_Instruction_
Gather every line that includes the word "styles", please.
◆ ◆ ◆
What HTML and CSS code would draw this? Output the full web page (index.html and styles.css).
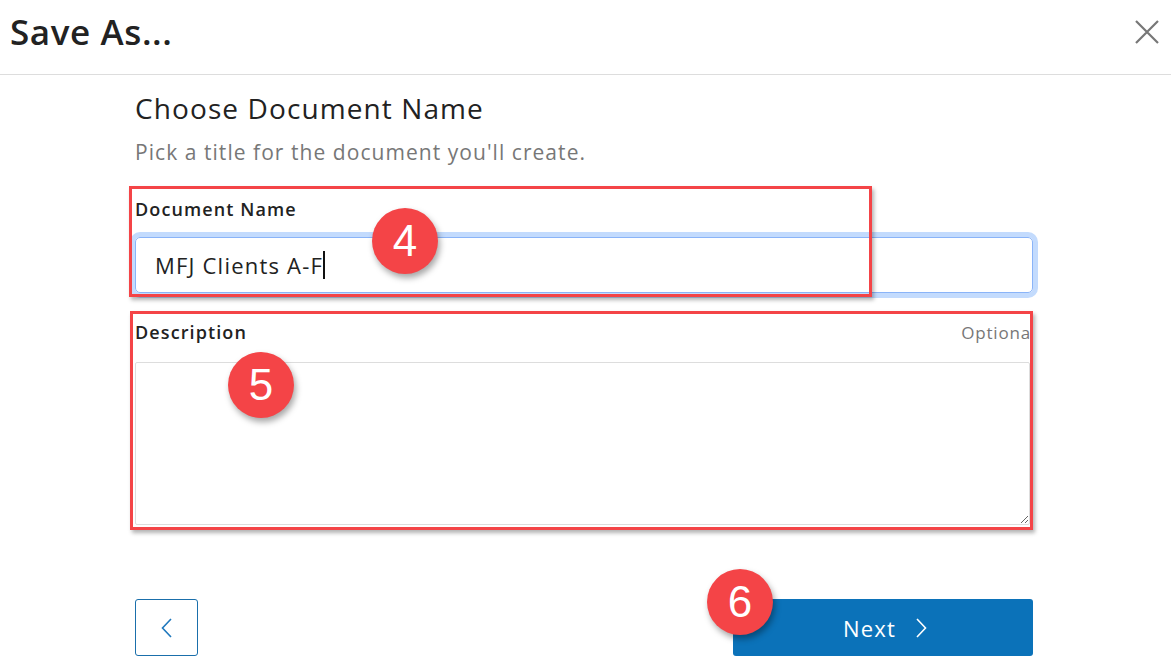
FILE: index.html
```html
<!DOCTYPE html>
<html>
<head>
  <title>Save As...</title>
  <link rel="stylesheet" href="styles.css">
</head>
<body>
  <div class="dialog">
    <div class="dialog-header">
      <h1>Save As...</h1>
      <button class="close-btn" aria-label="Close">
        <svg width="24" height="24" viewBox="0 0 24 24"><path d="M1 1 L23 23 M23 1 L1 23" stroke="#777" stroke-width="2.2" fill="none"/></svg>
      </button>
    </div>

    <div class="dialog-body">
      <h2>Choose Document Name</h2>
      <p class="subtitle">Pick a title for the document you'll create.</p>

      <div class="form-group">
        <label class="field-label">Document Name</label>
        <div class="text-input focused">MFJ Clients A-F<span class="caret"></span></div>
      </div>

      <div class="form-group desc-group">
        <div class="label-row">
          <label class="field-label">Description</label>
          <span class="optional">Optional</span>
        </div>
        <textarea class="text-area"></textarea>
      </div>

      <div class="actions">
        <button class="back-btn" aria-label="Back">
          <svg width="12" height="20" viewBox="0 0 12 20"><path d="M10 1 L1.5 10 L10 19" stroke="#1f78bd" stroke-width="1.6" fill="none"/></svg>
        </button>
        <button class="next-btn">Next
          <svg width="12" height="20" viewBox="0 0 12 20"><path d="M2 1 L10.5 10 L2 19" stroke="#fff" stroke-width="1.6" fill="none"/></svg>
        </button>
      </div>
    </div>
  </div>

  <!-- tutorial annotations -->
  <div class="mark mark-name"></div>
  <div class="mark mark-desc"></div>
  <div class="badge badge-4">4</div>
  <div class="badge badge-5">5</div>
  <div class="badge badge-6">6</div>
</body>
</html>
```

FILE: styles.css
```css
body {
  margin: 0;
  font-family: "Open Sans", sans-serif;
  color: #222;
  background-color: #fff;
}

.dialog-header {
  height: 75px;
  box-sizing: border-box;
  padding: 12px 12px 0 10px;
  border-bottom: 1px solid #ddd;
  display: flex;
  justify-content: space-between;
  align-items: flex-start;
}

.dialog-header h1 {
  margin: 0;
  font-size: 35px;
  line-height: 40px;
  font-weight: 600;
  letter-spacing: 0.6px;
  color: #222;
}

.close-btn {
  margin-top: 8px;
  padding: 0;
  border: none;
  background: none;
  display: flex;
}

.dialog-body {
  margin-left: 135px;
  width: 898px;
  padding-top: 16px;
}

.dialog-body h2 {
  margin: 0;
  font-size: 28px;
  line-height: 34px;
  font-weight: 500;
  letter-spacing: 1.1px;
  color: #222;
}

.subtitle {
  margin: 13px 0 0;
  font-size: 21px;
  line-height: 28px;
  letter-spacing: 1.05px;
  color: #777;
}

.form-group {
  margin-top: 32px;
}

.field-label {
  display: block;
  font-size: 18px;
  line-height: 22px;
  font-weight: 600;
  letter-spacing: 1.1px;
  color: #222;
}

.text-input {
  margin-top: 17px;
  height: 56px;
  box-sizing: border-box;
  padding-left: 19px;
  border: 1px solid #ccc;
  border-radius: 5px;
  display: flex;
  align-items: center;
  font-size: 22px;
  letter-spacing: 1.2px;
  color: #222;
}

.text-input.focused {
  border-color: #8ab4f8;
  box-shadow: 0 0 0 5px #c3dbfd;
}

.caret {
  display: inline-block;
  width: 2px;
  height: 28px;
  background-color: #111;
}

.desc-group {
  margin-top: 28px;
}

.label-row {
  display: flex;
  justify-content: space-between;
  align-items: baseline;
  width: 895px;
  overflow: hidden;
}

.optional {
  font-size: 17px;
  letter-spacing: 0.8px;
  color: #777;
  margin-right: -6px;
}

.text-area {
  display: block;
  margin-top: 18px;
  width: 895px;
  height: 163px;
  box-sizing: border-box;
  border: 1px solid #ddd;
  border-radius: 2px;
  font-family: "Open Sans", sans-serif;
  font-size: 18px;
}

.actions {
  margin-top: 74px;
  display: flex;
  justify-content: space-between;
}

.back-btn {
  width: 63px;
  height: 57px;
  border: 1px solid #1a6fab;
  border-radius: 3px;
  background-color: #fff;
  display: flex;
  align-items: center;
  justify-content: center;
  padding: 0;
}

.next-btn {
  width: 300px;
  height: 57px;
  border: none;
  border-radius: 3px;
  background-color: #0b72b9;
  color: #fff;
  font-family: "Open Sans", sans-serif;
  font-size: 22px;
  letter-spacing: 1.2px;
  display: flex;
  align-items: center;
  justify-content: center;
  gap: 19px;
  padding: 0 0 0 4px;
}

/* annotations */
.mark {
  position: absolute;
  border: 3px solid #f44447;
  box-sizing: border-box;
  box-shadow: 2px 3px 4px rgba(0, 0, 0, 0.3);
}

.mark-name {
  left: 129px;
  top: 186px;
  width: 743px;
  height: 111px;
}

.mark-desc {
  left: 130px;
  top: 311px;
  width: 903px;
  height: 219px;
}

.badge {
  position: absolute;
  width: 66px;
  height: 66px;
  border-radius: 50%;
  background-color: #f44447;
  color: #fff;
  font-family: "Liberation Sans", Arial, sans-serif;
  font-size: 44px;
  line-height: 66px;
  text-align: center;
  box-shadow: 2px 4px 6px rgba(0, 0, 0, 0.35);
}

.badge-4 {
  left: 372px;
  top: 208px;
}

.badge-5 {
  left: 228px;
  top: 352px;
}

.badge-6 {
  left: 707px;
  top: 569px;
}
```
◆ ◆ ◆
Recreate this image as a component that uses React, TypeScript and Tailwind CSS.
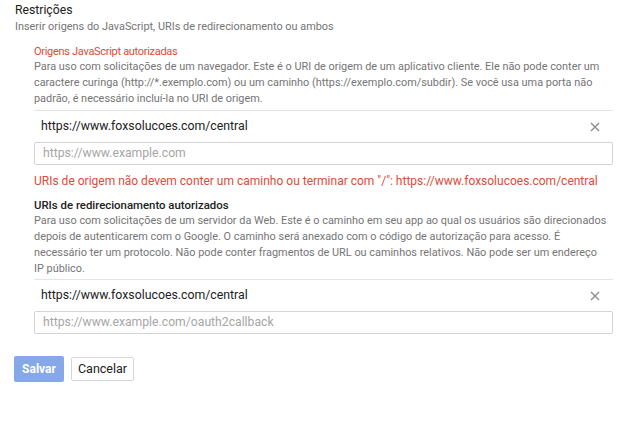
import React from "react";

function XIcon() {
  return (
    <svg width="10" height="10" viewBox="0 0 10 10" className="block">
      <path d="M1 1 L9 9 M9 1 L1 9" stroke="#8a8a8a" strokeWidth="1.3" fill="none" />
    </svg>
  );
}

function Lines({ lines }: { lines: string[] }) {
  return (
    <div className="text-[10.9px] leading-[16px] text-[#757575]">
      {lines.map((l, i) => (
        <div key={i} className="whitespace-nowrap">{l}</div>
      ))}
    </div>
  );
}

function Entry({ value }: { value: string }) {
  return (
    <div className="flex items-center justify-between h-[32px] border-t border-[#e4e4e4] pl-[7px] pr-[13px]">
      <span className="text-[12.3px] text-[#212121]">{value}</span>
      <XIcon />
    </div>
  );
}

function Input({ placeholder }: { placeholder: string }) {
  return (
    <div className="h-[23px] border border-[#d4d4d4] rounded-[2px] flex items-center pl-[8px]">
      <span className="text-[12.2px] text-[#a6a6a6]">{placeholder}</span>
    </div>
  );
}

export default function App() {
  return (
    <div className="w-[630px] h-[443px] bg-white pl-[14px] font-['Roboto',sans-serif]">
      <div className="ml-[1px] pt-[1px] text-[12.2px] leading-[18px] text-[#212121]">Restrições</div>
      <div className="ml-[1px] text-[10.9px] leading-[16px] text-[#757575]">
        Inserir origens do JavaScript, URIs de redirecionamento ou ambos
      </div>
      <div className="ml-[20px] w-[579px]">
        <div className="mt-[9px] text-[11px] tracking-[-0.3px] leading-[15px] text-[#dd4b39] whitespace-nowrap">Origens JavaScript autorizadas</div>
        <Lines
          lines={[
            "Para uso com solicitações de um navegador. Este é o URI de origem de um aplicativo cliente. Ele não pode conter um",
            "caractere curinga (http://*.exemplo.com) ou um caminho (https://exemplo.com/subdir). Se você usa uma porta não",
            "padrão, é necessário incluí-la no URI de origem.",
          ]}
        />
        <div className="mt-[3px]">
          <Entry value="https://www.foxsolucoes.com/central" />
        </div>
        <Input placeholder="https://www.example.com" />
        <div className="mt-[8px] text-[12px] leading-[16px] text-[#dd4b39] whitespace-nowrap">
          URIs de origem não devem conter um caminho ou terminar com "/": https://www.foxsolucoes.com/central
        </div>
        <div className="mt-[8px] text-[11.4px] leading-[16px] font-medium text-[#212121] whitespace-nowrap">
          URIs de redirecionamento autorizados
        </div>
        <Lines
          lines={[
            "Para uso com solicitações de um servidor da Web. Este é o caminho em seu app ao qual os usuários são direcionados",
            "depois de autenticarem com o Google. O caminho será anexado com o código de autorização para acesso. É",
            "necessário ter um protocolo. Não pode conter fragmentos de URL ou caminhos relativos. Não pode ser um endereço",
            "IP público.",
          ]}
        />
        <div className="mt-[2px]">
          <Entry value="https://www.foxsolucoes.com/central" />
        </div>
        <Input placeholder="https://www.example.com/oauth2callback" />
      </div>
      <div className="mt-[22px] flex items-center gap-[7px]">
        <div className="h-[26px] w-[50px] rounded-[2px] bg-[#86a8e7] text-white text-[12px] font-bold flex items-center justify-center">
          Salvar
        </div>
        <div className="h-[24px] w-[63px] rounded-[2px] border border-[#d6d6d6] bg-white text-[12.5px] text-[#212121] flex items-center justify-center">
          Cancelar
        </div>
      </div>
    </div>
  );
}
◆ ◆ ◆
_Written solution_
What HTML and CSS code would draw this? Output the full web page (index.html and styles.css).
  <link rel="stylesheet" href="styles.css">
FILE: styles.css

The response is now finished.